_Given records_.
=====
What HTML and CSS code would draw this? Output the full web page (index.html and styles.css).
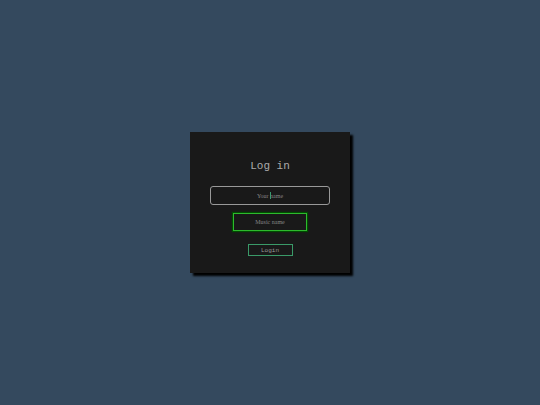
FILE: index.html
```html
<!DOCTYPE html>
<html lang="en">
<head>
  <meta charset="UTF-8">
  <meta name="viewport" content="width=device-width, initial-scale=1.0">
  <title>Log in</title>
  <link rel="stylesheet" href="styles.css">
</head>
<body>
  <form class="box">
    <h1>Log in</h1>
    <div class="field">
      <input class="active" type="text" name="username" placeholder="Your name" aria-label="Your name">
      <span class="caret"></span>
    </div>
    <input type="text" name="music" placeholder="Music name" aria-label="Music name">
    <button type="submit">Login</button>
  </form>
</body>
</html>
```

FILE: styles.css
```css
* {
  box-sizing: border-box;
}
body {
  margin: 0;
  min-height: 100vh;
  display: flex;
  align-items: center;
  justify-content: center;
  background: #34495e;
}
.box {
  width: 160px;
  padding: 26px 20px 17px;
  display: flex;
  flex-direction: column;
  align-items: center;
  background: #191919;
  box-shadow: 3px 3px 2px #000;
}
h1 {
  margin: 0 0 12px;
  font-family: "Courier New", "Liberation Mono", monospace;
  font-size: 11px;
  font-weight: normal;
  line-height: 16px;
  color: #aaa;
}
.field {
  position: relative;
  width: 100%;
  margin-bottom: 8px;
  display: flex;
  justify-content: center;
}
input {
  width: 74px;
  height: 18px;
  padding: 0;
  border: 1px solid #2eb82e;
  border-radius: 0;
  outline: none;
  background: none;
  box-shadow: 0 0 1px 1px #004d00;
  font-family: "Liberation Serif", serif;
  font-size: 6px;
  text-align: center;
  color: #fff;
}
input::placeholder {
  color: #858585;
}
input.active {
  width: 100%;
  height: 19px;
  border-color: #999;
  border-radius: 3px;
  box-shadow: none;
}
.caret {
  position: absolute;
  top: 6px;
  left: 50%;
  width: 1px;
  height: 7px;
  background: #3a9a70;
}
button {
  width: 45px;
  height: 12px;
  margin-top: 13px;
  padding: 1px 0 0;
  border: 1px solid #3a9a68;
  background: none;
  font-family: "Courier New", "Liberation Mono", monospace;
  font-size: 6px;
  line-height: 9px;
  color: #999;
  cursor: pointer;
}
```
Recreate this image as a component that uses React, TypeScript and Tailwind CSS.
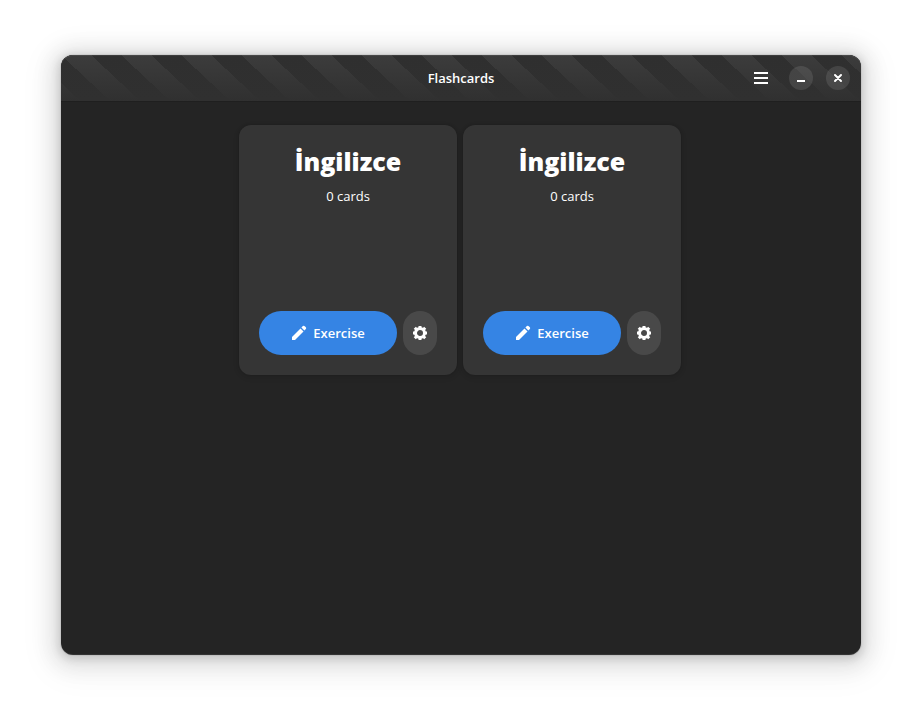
=====
Transcribe the full listing character for character. Pictures are excluded.

_Written solution_.
What HTML and CSS code would draw this? Output the full web page (index.html and styles.css).
FILE: index.html
```html
<!DOCTYPE html>
<html lang="en">
<head>
  <meta charset="UTF-8">
  <meta name="viewport" content="width=device-width, initial-scale=1.0">
  <title>Log in</title>
  <link rel="stylesheet" href="styles.css">
</head>
<body>
  <form class="box">
    <h1>Log in</h1>
    <div class="field">
      <input class="active" type="text" name="username" placeholder="Your name" aria-label="Your name">
      <span class="caret"></span>
    </div>
    <input type="text" name="music" placeholder="Music name" aria-label="Music name">
    <button type="submit">Login</button>
  </form>
</body>
</html>
```

FILE: styles.css
```css
* {
  box-sizing: border-box;
}
body {
  margin: 0;
  min-height: 100vh;
  display: flex;
  align-items: center;
  justify-content: center;
  background: #34495e;
}
.box {
  width: 160px;
  padding: 26px 20px 17px;
  display: flex;
  flex-direction: column;
  align-items: center;
  background: #191919;
  box-shadow: 3px 3px 2px #000;
}
h1 {
  margin: 0 0 12px;
  font-family: "Courier New", "Liberation Mono", monospace;
  font-size: 11px;
  font-weight: normal;
  line-height: 16px;
  color: #aaa;
}
.field {
  position: relative;
  width: 100%;
  margin-bottom: 8px;
  display: flex;
  justify-content: center;
}
input {
  width: 74px;
  height: 18px;
  padding: 0;
  border: 1px solid #2eb82e;
  border-radius: 0;
  outline: none;
  background: none;
  box-shadow: 0 0 1px 1px #004d00;
  font-family: "Liberation Serif", serif;
  font-size: 6px;
  text-align: center;
  color: #fff;
}
input::placeholder {
  color: #858585;
}
input.active {
  width: 100%;
  height: 19px;
  border-color: #999;
  border-radius: 3px;
  box-shadow: none;
}
.caret {
  position: absolute;
  top: 6px;
  left: 50%;
  width: 1px;
  height: 7px;
  background: #3a9a70;
}
button {
  width: 45px;
  height: 12px;
  margin-top: 13px;
  padding: 1px 0 0;
  border: 1px solid #3a9a68;
  background: none;
  font-family: "Courier New", "Liberation Mono", monospace;
  font-size: 6px;
  line-height: 9px;
  color: #999;
  cursor: pointer;
}
```
Recreate this image as a component that uses React, TypeScript and Tailwind CSS.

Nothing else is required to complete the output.